As you may know, the NATO organisation has a Science program, from the very
beginning of the North Atlantic alliance, to promote friendship and
understanding between scientists of the alliance. This program was turned
east when the cold war was over, with cooperation between NATO countries
and partner countries in Eastern Europe and the former Soviet Union. One,
all to small, part of this program is turned to supporting networking in
the partner countries, through an Advisory Panel on Computer Networking,
where I happen to be a member. We firmly believe that this program is among
the best we networkers can do to support peace. As we recently wrote about
the case for Internet connectivity:
Internet connectivity is NOT research.
BUT it is today the most effective tool to access and release the research
potential of talented, highly educated people, trained in science and
technology.
There is NO cooperation in science and research, on a national and global
scale, that does not use the Internet extensively. ALL international
cooperative science projects depend on Internet access.
Additionally, Internet access can promote availablity of content and
information and thus open societies, democratic processes and improved
education.
Closing the gap between information rich and information poor societies
promote peace.
To illustrate some of the challenges confronting us, I believe similar to
the situation in the Baltics not so many years ago. I recently was in
meetings with people from academies in Tashkent, Uzbekistan. They are
highly educated people, recently having emerged from Russian dominance, and
eager to develop their own culture and institutions. But they have scarcely
any travel money, hardly any funding for their libraries, and very
expensive or non-working international phone lines. Internet trickles in
through very, very expensive services from Moscow, charged per kilobyte. To
create a cooperation among funding bodies to get a satellite link down in
Tashkent and other major sites in Caucasus and Central Asia would be a
major breakthrough for them.
My naive belief is that the best way the network community can support what
we all want, peace and the understanding among people, and in our own
belief in an open world, is to use our network technology to enable full
communication for all nations of the world. There are wide areas still
unable to benefit, such as in the Middle East, and particularly in Africa.
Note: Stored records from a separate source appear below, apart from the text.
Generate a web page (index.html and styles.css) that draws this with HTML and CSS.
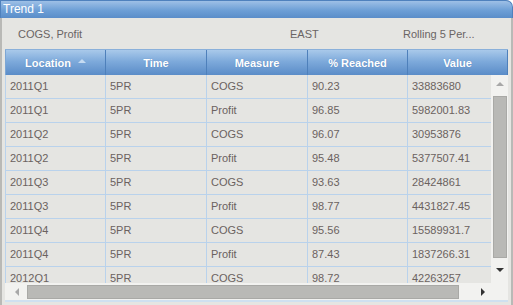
FILE: index.html
```html
<!DOCTYPE html>
<html>
<head>
<meta charset="utf-8">
<link rel="stylesheet" href="styles.css">
</head>
<body>
<div class="widget">
  <div class="titlebar">Trend 1</div>
  <div class="panel">
    <div class="filters">
      <span class="f1">COGS, Profit</span>
      <span class="f2">EAST</span>
      <span class="f3">Rolling 5 Per...</span>
    </div>
    <div class="grid">
      <div class="head">
        <div class="hc">Location<span class="sort"></span></div>
        <div class="hc">Time</div>
        <div class="hc">Measure</div>
        <div class="hc">% Reached</div>
        <div class="hc">Value</div>
      </div>
      <div class="bodyarea">
        <div class="rows">
          <div class="row"><div>2011Q1</div><div>5PR</div><div>COGS</div><div>90.23</div><div>33883680</div></div>
          <div class="row"><div>2011Q1</div><div>5PR</div><div>Profit</div><div>96.85</div><div>5982001.83</div></div>
          <div class="row"><div>2011Q2</div><div>5PR</div><div>COGS</div><div>96.07</div><div>30953876</div></div>
          <div class="row"><div>2011Q2</div><div>5PR</div><div>Profit</div><div>95.48</div><div>5377507.41</div></div>
          <div class="row"><div>2011Q3</div><div>5PR</div><div>COGS</div><div>93.63</div><div>28424861</div></div>
          <div class="row"><div>2011Q3</div><div>5PR</div><div>Profit</div><div>98.77</div><div>4431827.45</div></div>
          <div class="row"><div>2011Q4</div><div>5PR</div><div>COGS</div><div>95.56</div><div>15589931.7</div></div>
          <div class="row"><div>2011Q4</div><div>5PR</div><div>Profit</div><div>87.43</div><div>1837266.31</div></div>
          <div class="row"><div>2012Q1</div><div>5PR</div><div>COGS</div><div>98.72</div><div>42263257</div></div>
        </div>
        <div class="vscroll">
          <span class="arr up"></span>
          <span class="vthumb"></span>
          <span class="arr down"></span>
        </div>
      </div>
      <div class="hscroll">
        <span class="arr left"></span>
        <span class="hthumb"></span>
        <span class="arr right"></span>
      </div>
    </div>
  </div>
</div>
</body>
</html>
```
FILE: styles.css
```css
* { box-sizing: border-box; }
body { margin: 0; background: #ffffff; font-family: "Liberation Sans", Arial, sans-serif; }
.widget { width: 513px; height: 305px; display: flex; flex-direction: column; }
.titlebar {
  height: 18px;
  background: linear-gradient(#9ec0e6, #6d9fd6 55%, #5a8dc9);
  border: 1px solid #4f81bd;
  border-bottom: none;
  border-top-right-radius: 7px;
  color: #ffffff;
  font-size: 12px;
  line-height: 17px;
  padding-left: 2px;
}
.panel {
  flex: 1;
  background: #e5e5e2;
  border-left: 2px solid #b9b9b6;
  border-right: 2px solid #b9b9b6;
  display: flex;
  flex-direction: column;
}
.filters {
  height: 31px;
  display: grid;
  grid-template-columns: 272px 113px 1fr;
  align-items: center;
  padding-left: 16px;
  font-size: 11px;
  color: #6a6464;
}
.grid {
  margin-left: 3px;
  width: 503px;
  display: flex;
  flex-direction: column;
  border-bottom: 2px solid #cfe0f0;
}
.head {
  height: 26px;
  display: grid;
  grid-template-columns: 101px 101px 101px 100px 100px;
  background: linear-gradient(#a9c9ea, #7eaadb 45%, #5a8cc8);
  border-top: 1px solid #8ab0da;
}
.hc {
  color: #ffffff;
  font-weight: bold;
  font-size: 11px;
  display: flex;
  align-items: center;
  justify-content: center;
  border-right: 1px solid #4e80bb;
  text-shadow: 0 0 1px rgba(40,80,140,0.4);
  position: relative;
}
.hc:first-child { border-left: 1px solid #7da6d4; }
.sort {
  width: 0; height: 0;
  border-left: 4px solid transparent;
  border-right: 4px solid transparent;
  border-bottom: 4px solid #c5dbf2;
  margin-left: 7px;
  margin-top: -4px;
}
.bodyarea { height: 208px; display: flex; }
.rows { width: 486px; overflow: hidden; }
.row {
  height: 24px;
  display: grid;
  grid-template-columns: 101px 101px 101px 100px 100px;
  border-bottom: 1px solid #b9d2ec;
}
.row > div {
  border-right: 1px solid #b9d2ec;
  font-size: 11px;
  color: #6b625f;
  padding-left: 4px;
  line-height: 23px;
  white-space: nowrap;
}
.row > div:first-child { border-left: 1px solid #b9d2ec; }
.vscroll {
  width: 17px;
  background: #f2f2f0;
  display: flex;
  flex-direction: column;
  align-items: center;
}
.vthumb {
  width: 14px;
  height: 162px;
  background: #b9b9b6;
  border: 1px solid #a9a9a6;
}
.arr { width: 0; height: 0; display: block; }
.arr.up {
  border-left: 4px solid transparent;
  border-right: 4px solid transparent;
  border-bottom: 4px solid #a8a8a8;
  margin: 7px 0 10px;
}
.arr.down {
  border-left: 4px solid transparent;
  border-right: 4px solid transparent;
  border-top: 4px solid #333333;
  margin-top: 10px;
}
.hscroll {
  height: 17px;
  background: #f2f2f0;
  display: flex;
  align-items: center;
  padding-left: 10px;
}
.arr.left {
  border-top: 4px solid transparent;
  border-bottom: 4px solid transparent;
  border-right: 4px solid #a8a8a8;
}
.hthumb {
  width: 432px;
  height: 14px;
  background: #b9b9b6;
  border: 1px solid #a9a9a6;
  margin-left: 8px;
}
.arr.right {
  border-top: 4px solid transparent;
  border-bottom: 4px solid transparent;
  border-left: 4px solid #333333;
  margin-left: 22px;
}
```
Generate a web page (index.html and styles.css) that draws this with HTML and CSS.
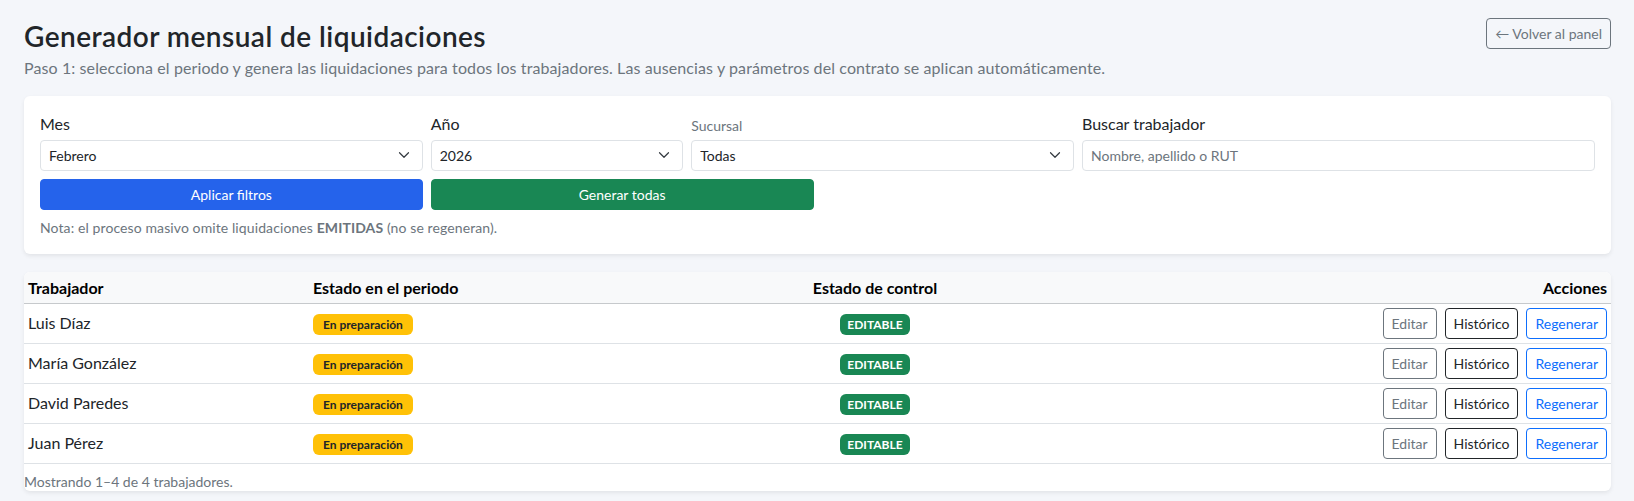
FILE: index.html
```html
<!DOCTYPE html>
<html lang="es">
  <head>
    <meta charset="UTF-8">
    <meta name="viewport" content="width=device-width, initial-scale=1.0"/>
    <title>Generador mensual de liquidaciones</title>
    <link rel="stylesheet" href="styles.css">
  </head>
  <body>
    <div class="page">
      <header class="page-head">
        <div>
          <h1 class="page-title">Generador mensual de liquidaciones</h1>
          <p class="page-sub">Paso 1: selecciona el periodo y genera las liquidaciones para todos los trabajadores. Las ausencias y parámetros del contrato se aplican automáticamente.</p>
        </div>
        <a href="#" class="btn btn-outline-secondary btn-back">&larr; Volver al panel</a>
      </header>

      <section class="card filters">
        <form class="filter-grid" action="">
          <div class="field span-3">
            <label for="mes">Mes</label>
            <div class="select-wrap">
              <select id="mes" class="form-select">
                <option>Febrero</option>
              </select>
              <svg class="chevron" viewBox="0 0 16 16"><path d="M2 5l6 6 6-6"/></svg>
            </div>
          </div>
          <div class="field span-2">
            <label for="anio">Año</label>
            <div class="select-wrap">
              <select id="anio" class="form-select">
                <option>2026</option>
              </select>
              <svg class="chevron" viewBox="0 0 16 16"><path d="M2 5l6 6 6-6"/></svg>
            </div>
          </div>
          <div class="field span-3">
            <label for="sucursal" class="label-muted">Sucursal</label>
            <div class="select-wrap">
              <select id="sucursal" class="form-select">
                <option>Todas</option>
              </select>
              <svg class="chevron" viewBox="0 0 16 16"><path d="M2 5l6 6 6-6"/></svg>
            </div>
          </div>
          <div class="field span-4">
            <label for="buscar">Buscar trabajador</label>
            <input type="text" id="buscar" class="form-input" placeholder="Nombre, apellido o RUT" />
          </div>

          <div class="span-3">
            <button type="submit" class="btn btn-block btn-blue">Aplicar filtros</button>
          </div>
          <div class="span-3">
            <button type="button" class="btn btn-block btn-green">Generar todas</button>
          </div>
        </form>
        <p class="note">Nota: el proceso masivo omite liquidaciones <strong>EMITIDAS</strong> (no se regeneran).</p>
      </section>

      <section class="card table-card">
        <table class="workers">
          <colgroup>
            <col class="col-name">
            <col class="col-state">
            <col class="col-control">
            <col>
          </colgroup>
          <thead>
            <tr>
              <th>Trabajador</th>
              <th>Estado en el periodo</th>
              <th class="center">Estado de control</th>
              <th class="right">Acciones</th>
            </tr>
          </thead>
          <tbody>
            <tr>
              <td>Luis Díaz</td>
              <td><span class="badge badge-warning">En preparación</span></td>
              <td class="center"><span class="badge badge-success">EDITABLE</span></td>
              <td>
                <div class="actions">
                  <button class="btn btn-outline-secondary">Editar</button>
                  <button class="btn btn-outline-dark">Histórico</button>
                  <button class="btn btn-outline-primary">Regenerar</button>
                </div>
              </td>
            </tr>
            <tr>
              <td>María González</td>
              <td><span class="badge badge-warning">En preparación</span></td>
              <td class="center"><span class="badge badge-success">EDITABLE</span></td>
              <td>
                <div class="actions">
                  <button class="btn btn-outline-secondary">Editar</button>
                  <button class="btn btn-outline-dark">Histórico</button>
                  <button class="btn btn-outline-primary">Regenerar</button>
                </div>
              </td>
            </tr>
            <tr>
              <td>David Paredes</td>
              <td><span class="badge badge-warning">En preparación</span></td>
              <td class="center"><span class="badge badge-success">EDITABLE</span></td>
              <td>
                <div class="actions">
                  <button class="btn btn-outline-secondary">Editar</button>
                  <button class="btn btn-outline-dark">Histórico</button>
                  <button class="btn btn-outline-primary">Regenerar</button>
                </div>
              </td>
            </tr>
            <tr>
              <td>Juan Pérez</td>
              <td><span class="badge badge-warning">En preparación</span></td>
              <td class="center"><span class="badge badge-success">EDITABLE</span></td>
              <td>
                <div class="actions">
                  <button class="btn btn-outline-secondary">Editar</button>
                  <button class="btn btn-outline-dark">Histórico</button>
                  <button class="btn btn-outline-primary">Regenerar</button>
                </div>
              </td>
            </tr>
          </tbody>
        </table>
        <div class="table-foot">Mostrando 1–4 de 4 trabajadores.</div>
      </section>
    </div>
  </body>
</html>
```

FILE: styles.css
```css
*
{
  box-sizing: border-box;
}

body
{
  margin: 0;
  background: #f4f6fa;
  color: #212529;
  font-family: "Segoe UI", Lato, "Liberation Sans", sans-serif;
  font-size: 16px;
  line-height: 1.5;
}

.page
{
  padding: 20px 23px 9px 24px;
}

/* header */

.page-head
{
  display: flex;
  justify-content: space-between;
  align-items: flex-start;
  margin-bottom: 14px;
}

.page-title
{
  margin: 0 0 2px;
  font-size: 28px;
  font-weight: 600;
  line-height: 1.2;
  letter-spacing: 0.45px;
}

.page-sub
{
  margin: 0 0 2px;
  color: #6c757d;
  letter-spacing: 0.1px;
}

.btn-back
{
  margin-top: -2px;
  text-decoration: none;
}

/* cards */

.card
{
  background: #fff;
  border-radius: 6px;
  box-shadow: 0 2px 4px rgba(0, 0, 0, 0.075);
}

.filters
{
  padding: 16px;
  margin-bottom: 18px;
}

.filter-grid
{
  display: grid;
  grid-template-columns: repeat(12, 1fr);
  gap: 8px;
  align-items: end;
}

.span-2 { grid-column: span 2; }
.span-3 { grid-column: span 3; }
.span-4 { grid-column: span 4; }

.field label
{
  display: block;
  margin-bottom: 4px;
}

.field .label-muted
{
  font-size: 14px;
  line-height: 21px;
  color: #6c757d;
}

.select-wrap
{
  position: relative;
}

.form-select,
.form-input
{
  display: block;
  width: 100%;
  height: 31px;
  padding: 4px 30px 4px 8px;
  border: 1px solid #dee2e6;
  border-radius: 4px;
  background: #fff;
  color: #212529;
  font-family: inherit;
  font-size: 14px;
  -webkit-appearance: none;
  appearance: none;
}

.form-input
{
  padding-right: 8px;
}

.form-input::placeholder
{
  color: #6c757d;
}

.chevron
{
  position: absolute;
  right: 13px;
  top: 9px;
  width: 12px;
  height: 12px;
  fill: none;
  stroke: #343a40;
  stroke-width: 1.6;
  stroke-linecap: round;
  stroke-linejoin: round;
  pointer-events: none;
}

.note
{
  margin: 8px 0 0;
  font-size: 14px;
  line-height: 20px;
  color: #6c757d;
  letter-spacing: 0.1px;
}

/* buttons */

.btn
{
  display: inline-block;
  padding: 4px 8px;
  border: 1px solid transparent;
  border-radius: 4px;
  background: transparent;
  font-family: inherit;
  font-size: 14px;
  line-height: 21px;
  text-align: center;
  cursor: pointer;
}

.btn-block
{
  display: block;
  width: 100%;
}

.btn-blue
{
  background: #2563eb;
  border-color: #2563eb;
  color: #fff;
}

.btn-green
{
  background: #198754;
  border-color: #198754;
  color: #fff;
}

.btn-outline-secondary
{
  border-color: #6c757d;
  color: #6c757d;
}

.btn-outline-dark
{
  border-color: #212529;
  color: #212529;
}

.btn-outline-primary
{
  border-color: #0d6efd;
  color: #0d6efd;
}

/* table */

.table-card
{
  overflow: hidden;
}

.workers
{
  width: 100%;
  border-collapse: collapse;
  table-layout: fixed;
}

.col-name { width: 285px; }
.col-state { width: 411px; }
.col-control { width: 310px; }

.workers th
{
  padding: 4px;
  background: #f8f9fa;
  color: #000;
  font-weight: 700;
  text-align: left;
  line-height: 23px;
  border-bottom: 1px solid #c6c9cc;
}

.workers td
{
  padding: 4px;
  vertical-align: middle;
  border-bottom: 1px solid #dee2e6;
}

.workers .center
{
  text-align: center;
}

.workers .right
{
  text-align: right;
}

.actions
{
  display: flex;
  justify-content: flex-end;
  gap: 8px;
}

.badge
{
  display: inline-block;
  padding: 4px 8px;
  border-radius: 6px;
  font-size: 12px;
  font-weight: 700;
  line-height: 13px;
  vertical-align: middle;
}

.badge-warning
{
  padding: 4px 10px;
  background: #ffc107;
  color: #212529;
}

.badge-success
{
  padding: 4px 7px;
  background: #198754;
  color: #fff;
}

.table-foot
{
  padding: 8px 0 0;
  font-size: 14px;
  line-height: 19px;
  color: #6c757d;
}
```
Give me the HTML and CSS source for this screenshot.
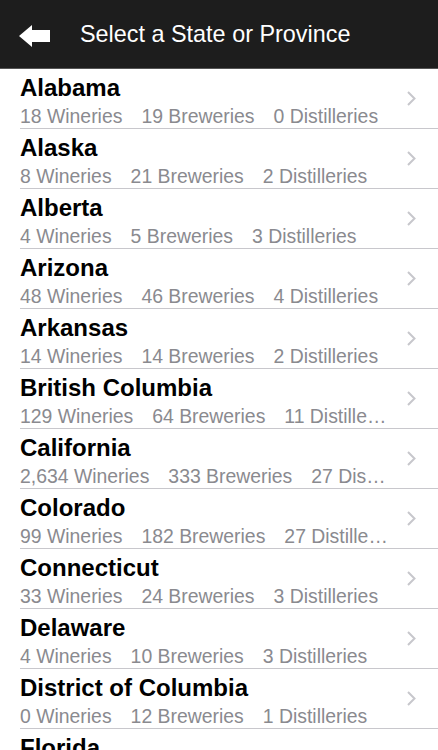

And indeed, the last amazing thing that has happened is that the all
powerful gathering of the 8 major nations, in the last G8 meeting in
Okinawa, decided to take Internet to the developing countries. Reading
their document:
http://www.g8kyushu-okinawa.go.jp/e/documents/it1.html
is for an oldtimer to meet oneself at least 10 years ago. Finally even
politicians are seeing the light !
What then about the future. In our more euphoric moments we feel we can
fulfill the promises of the next millenium. That is, provided we get enough
bandwidth, and we see no technical reasons why not, only obstacles like
narrowminded politics, telemonopolistic attitudes, and gross commercialism.
Why should this be denided us at a reasonable cost ?
The net is already a vast storehouse of knowledge, from the writings of the
ancient Greeks, to the last theories of the universe, with everything
possible inbetween to know and read, trivia and trash, funny or profound.
We are beginning to see the drastic changes we believe our educational
systems may experience, no longer requiring people to come to the
educational institutions, but bringing education out to the people, so
necessary when we change from a production-based society to a
knowledgebased one. Will the net enable us to be free ? to work and play,
to educate our childeren and pursue our intellectual interests werever we
want to live, independent of time and location ?
Indeed, in my own country, so thinly populated, with so many regions were
people want to live, but being depopulated after small, local production
facilities are becoming uneconomical, may this be a new vitalising
opportunity, to create competence cooperations between centres and
districts, and new services were the network removes the need for the
traditionally centralised organisation of work ?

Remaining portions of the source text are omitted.